What you are asked to do ->
Take every line from the listing below that includes "styles" and copy it.

BEGIN Recorded data

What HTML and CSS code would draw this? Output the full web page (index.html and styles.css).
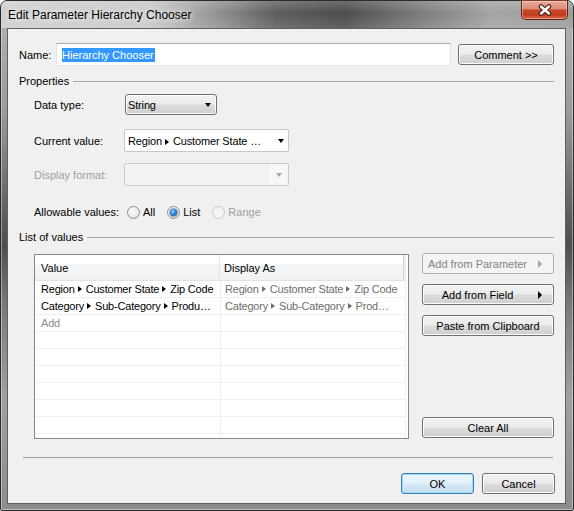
FILE: index.html
```html
<!DOCTYPE html>
<html>
<head>
<meta charset="utf-8">
<title>Edit Parameter Hierarchy Chooser</title>
<link rel="stylesheet" href="styles.css">
</head>
<body>
<div class="window">
  <div class="titlebar">
    <span class="title">Edit Parameter Hierarchy Chooser</span>
    <div class="close">
      <svg width="14" height="12" viewBox="0 0 14 12">
        <path d="M3 2.5 L11 9.5 M11 2.5 L3 9.5" stroke="#4b1d14" stroke-width="4.6" stroke-linecap="round" fill="none"/>
        <path d="M3 2.5 L11 9.5 M11 2.5 L3 9.5" stroke="#ffffff" stroke-width="2.4" stroke-linecap="round" fill="none"/>
      </svg>
    </div>
  </div>
  <div class="client">
    <div class="name-row">
      <span class="name-label">Name:</span>
      <div class="textbox"><span class="sel">Hierarchy Chooser</span></div>
      <div class="btn comment">Comment &gt;&gt;</div>
    </div>

    <div class="legend legend-props"><span>Properties</span><i></i></div>
    <div class="group">
      <div class="field f-type">
        <span class="flabel">Data type:</span>
        <div class="combo combo-btn"><span class="ctext">String</span><b class="arrow"></b></div>
      </div>
      <div class="field f-cur">
        <span class="flabel">Current value:</span>
        <div class="combo combo-edit"><span class="ctext">Region<i class="tri"></i>Customer State …</span><b class="arrow"></b></div>
      </div>
      <div class="field f-fmt">
        <span class="flabel disabled-text">Display format:</span>
        <div class="combo combo-dis"><span class="ctext"></span><span class="dbtn"><b class="arrow arrow-dis"></b></span></div>
      </div>
      <div class="field f-allow">
        <span class="flabel">Allowable values:</span>
        <span class="radio"><span class="rc"></span>All</span>
        <span class="radio"><span class="rc checked"></span>List</span>
        <span class="radio disabled-text"><span class="rc rc-dis"></span>Range</span>
      </div>
    </div>

    <div class="legend legend-list"><span>List of values</span><i></i></div>
    <div class="list-area">
      <div class="table">
        <div class="thead">
          <div class="hc c1">Value</div>
          <div class="hc c2">Display As</div>
        </div>
        <div class="row">
          <div class="cell c1">Region<i class="tri"></i>Customer State<i class="tri"></i>Zip Code</div>
          <div class="cell c2 grey">Region<i class="tri"></i>Customer State<i class="tri"></i>Zip Code</div>
        </div>
        <div class="row">
          <div class="cell c1">Category<i class="tri"></i>Sub-Category<i class="tri"></i>Produ…</div>
          <div class="cell c2 grey">Category<i class="tri"></i>Sub-Category<i class="tri"></i>Prod…</div>
        </div>
        <div class="row">
          <div class="cell c1 add">Add</div>
          <div class="cell c2"></div>
        </div>
        <div class="row"><div class="cell c1"></div><div class="cell c2"></div></div>
        <div class="row"><div class="cell c1"></div><div class="cell c2"></div></div>
        <div class="row"><div class="cell c1"></div><div class="cell c2"></div></div>
        <div class="row"><div class="cell c1"></div><div class="cell c2"></div></div>
        <div class="row"><div class="cell c1"></div><div class="cell c2"></div></div>
        <div class="row"><div class="cell c1"></div><div class="cell c2"></div></div>
        <div class="row"><div class="cell c1"></div><div class="cell c2"></div></div>
      </div>
      <div class="btn-col">
        <div class="btn btn-arrow btn-dis"><span class="btext">Add from Parameter</span><i class="rtri"></i></div>
        <div class="btn btn-arrow"><span class="btext">Add from Field</span><i class="rtri"></i></div>
        <div class="btn">Paste from Clipboard</div>
        <div class="btn clear">Clear All</div>
      </div>
    </div>

    <div class="separator"></div>
    <div class="footer">
      <div class="btn ok">OK</div>
      <div class="btn cancel">Cancel</div>
    </div>
  </div>
</div>
</body>
</html>
```

FILE: styles.css
```css
* { box-sizing: border-box; }
html, body { margin: 0; padding: 0; background: #ffffff; }
body {
  font-family: "Liberation Sans", Arial, sans-serif;
  font-size: 11px;
  color: #000;
}

.window {
  width: 574px;
  height: 511px;
  border: 1px solid #2c2c2c;
  border-radius: 7px 7px 2px 2px;
  background: linear-gradient(to bottom, #b4b4b4 0%, #9a9a9a 22%, #6a6a6a 38%, #4e4e4e 48%, #7a7a7a 60%, #a0a0a0 78%, #8c8c8c 100%);
  box-shadow: inset 0 0 0 1px rgba(255,255,255,0.4);
  display: flex;
  flex-direction: column;
}

.titlebar {
  flex: none;
  height: 27px;
  display: flex;
  align-items: flex-start;
  border-radius: 6px 6px 0 0;
  background:
    linear-gradient(to bottom, rgba(255,255,255,0.18) 0%, rgba(255,255,255,0) 45%, rgba(255,255,255,0.12) 100%),
    linear-gradient(to right, #cfcfcf 0%, #c9c9c9 26%, #9a9a9a 36%, #5e5e5e 48%, #4c4c4c 60%, #7e7e7e 74%, #a4a4a4 86%, #9c9c9c 100%);
}
.title {
  font-size: 12px;
  line-height: 28px;
  padding-left: 7px;
  color: #000;
  text-shadow: 0 0 6px rgba(255,255,255,0.9), 0 0 10px rgba(255,255,255,0.7);
}
.close {
  margin-left: auto;
  margin-right: 5px;
  margin-top: -1px;
  width: 47px;
  height: 20px;
  border: 1px solid #5e261b;
  border-top-color: #7a3a2d;
  border-radius: 0 0 5px 5px;
  background: linear-gradient(to bottom, #e9ab9c 0%, #dc8d79 42%, #c84a2b 50%, #c23c1c 78%, #dc6e4b 100%);
  box-shadow: inset 0 0 0 1px rgba(255,255,255,0.35);
  display: flex;
  align-items: center;
  justify-content: center;
}
.close svg { display: block; }

.client {
  flex: 1;
  margin: 0 7px 6px 6px;
  border: 1px solid #5c6066;
  background: #f0f0f0;
  padding: 14px 11px 9px 11px;
  display: flex;
  flex-direction: column;
}

/* name row */
.name-row {
  display: flex;
  align-items: center;
  height: 23px;
}
.name-label { width: 37px; }
.textbox {
  flex: 1;
  height: 23px;
  background: #fff;
  border: 1px solid;
  border-color: #abadb3 #dbdfe6 #e3e9ef #e2e3ea;
  padding-left: 5px;
  display: flex;
  align-items: center;
}
.sel {
  background: #3399ff;
  color: #fff;
  line-height: 14px;
  padding-right: 1px;
}
.comment {
  width: 96px;
  margin-left: 7px;
}

/* buttons */
.btn {
  height: 21px;
  border: 1px solid #707070;
  border-radius: 3px;
  background: linear-gradient(to bottom, #f2f2f2 0%, #ebebeb 48%, #dddddd 52%, #cfcfcf 100%);
  box-shadow: inset 0 0 0 1px #fcfcfc;
  display: flex;
  align-items: center;
  justify-content: center;
  white-space: nowrap;
  flex: none;
}
.btn-arrow { justify-content: flex-start; padding-left: 0; }
.btext { flex: 1; text-align: center; }
.rtri {
  width: 0; height: 0;
  border-left: 4px solid #000;
  border-top: 4px solid transparent;
  border-bottom: 4px solid transparent;
  margin: 0 11px 0 6px;
}
.btn-dis {
  border-color: #adb2b5;
  background: #f4f4f4;
  box-shadow: none;
  color: #838383;
}
.btn-dis .rtri { border-left-color: #a6a6a6; }

/* legends */
.legend {
  display: flex;
  align-items: center;
  height: 14px;
}
.legend i {
  flex: 1;
  height: 1px;
  margin-left: 4px;
  margin-top: 1px;
  background: #a8a8a8;
}
.legend-props { margin-top: 8px; }
.legend-list { margin-top: 10px; }

.group { padding-left: 15px; }
.field { display: flex; align-items: center; }
.flabel { width: 90px; flex: none; }
.disabled-text { color: #a0a0a0; }

.f-type { margin-top: 6px; height: 21px; }
.f-cur { margin-top: 14px; height: 23px; }
.f-fmt { margin-top: 11px; height: 23px; }
.f-allow { margin-top: 18px; height: 16px; }

.combo {
  display: flex;
  align-items: center;
  white-space: nowrap;
}
.ctext { flex: 1; overflow: hidden; letter-spacing: -0.15px; }
.arrow {
  width: 0; height: 0;
  border-top: 4px solid #000;
  border-left: 3.5px solid transparent;
  border-right: 3.5px solid transparent;
}
.combo-btn {
  width: 92px;
  height: 21px;
  margin-left: 1px;
  border: 1px solid #707070;
  border-radius: 3px;
  background: linear-gradient(to bottom, #f2f2f2 0%, #ebebeb 48%, #dddddd 52%, #cfcfcf 100%);
  box-shadow: inset 0 0 0 1px #fcfcfc;
  padding-left: 2px;
}
.combo-btn .arrow { margin-right: 5px; }
.combo-edit {
  width: 165px;
  height: 23px;
  border: 1px solid #c5c8cc;
  border-radius: 2px;
  background: #fff;
  padding-left: 3px;
}
.combo-edit .arrow { margin-right: 4px; }
.combo-dis {
  width: 165px;
  height: 23px;
  border: 1px solid #c8cbcf;
  border-radius: 2px;
  background: #f4f4f4;
  padding: 1px;
}
.combo-dis .ctext { height: 100%; background: #f2f2f2; }
.dbtn {
  width: 17px;
  height: 100%;
  border-left: 1px solid #ffffff;
  background: #f6f6f6;
  display: flex;
  align-items: center;
  justify-content: center;
}
.arrow-dis { border-top-color: #a8a8a8; }

/* radios */
.radio {
  display: inline-flex;
  align-items: center;
  margin-right: 12px;
}
.f-allow .radio:nth-child(2) { margin-left: 3px; }
.rc {
  width: 13px;
  height: 13px;
  border-radius: 50%;
  border: 1px solid #8e8f8f;
  background: radial-gradient(circle at 40% 35%, #ffffff 0%, #ececec 55%, #d2d2d2 100%);
  margin-right: 3px;
  position: relative;
  flex: none;
}
.rc.checked::after {
  content: "";
  position: absolute;
  left: 2px; top: 2px;
  width: 7px; height: 7px;
  border-radius: 50%;
  background: radial-gradient(circle at 40% 35%, #8fdcfb 0%, #2a86d6 45%, #0b4a98 100%);
  box-shadow: 0 0 0 0.5px #1d3f6e;
}
.rc-dis {
  border-color: #c9c9c9;
  background: #f4f4f4;
}

/* list */
.list-area {
  margin-top: 10px;
  height: 185px;
  padding-left: 15px;
  display: flex;
  gap: 13px;
}
.table {
  width: 375px;
  height: 185px;
  border: 1px solid #828790;
  background: #fff;
  overflow: hidden;
  padding-right: 2px;
}
.thead {
  display: flex;
  height: 26px;
  border-bottom: 1px solid #e2e2e2;
  background: linear-gradient(to bottom, #ffffff 0%, #ffffff 36%, #f5f6f7 38%, #f1f2f4 100%);
}
.hc {
  display: flex;
  align-items: center;
  white-space: nowrap;
}
.thead .c1 { width: 185px; padding-left: 6px; border-right: 1px solid #e3e4e6; }
.thead .c2 { width: 184px; padding-left: 4px; border-right: 1px solid #d5d6d8; box-shadow: 2px 0 0 #eeeeee; }
.row {
  display: flex;
  height: 17px;
  border-bottom: 1px solid #efefef;
}
.cell {
  display: flex;
  align-items: center;
  white-space: nowrap;
  overflow: hidden;
  letter-spacing: -0.2px;
}
.row .c1 { width: 186px; padding-left: 6px; border-right: 1px solid #efefef; }
.row .c2 { width: 185px; padding-left: 4px; border-right: 1px solid #efefef; }
.grey { color: #6d6d6d; }
.add { color: #8d8d8d; }

.tri {
  display: inline-block;
  width: 0; height: 0;
  border-left: 4px solid currentColor;
  border-top: 3.5px solid transparent;
  border-bottom: 3.5px solid transparent;
  margin: 0 4px 0 3px;
  vertical-align: baseline;
}

.btn-col {
  width: 132px;
  margin-top: -1px;
  height: 185px;
  display: flex;
  flex-direction: column;
  gap: 10px;
}
.clear { margin-top: auto; }

.separator {
  margin-top: 18px;
  margin-left: 4px;
  margin-right: 1px;
  border-top: 1px solid #a0a0a0;
  height: 0;
}
.footer {
  margin-top: 15px;
  margin-right: -1px;
  display: flex;
  justify-content: flex-end;
  gap: 8px;
}
.ok, .cancel { width: 73px; }
.ok {
  border-color: #3c7fb1;
  box-shadow: inset 0 0 0 1px #9fdaf6;
  background: linear-gradient(to bottom, #eaf6fd 0%, #e3f1fa 48%, #d4e8f5 52%, #c8def0 100%);
}
```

END Recorded data

Problem solution ->
What HTML and CSS code would draw this? Output the full web page (index.html and styles.css).
<link rel="stylesheet" href="styles.css">
FILE: styles.css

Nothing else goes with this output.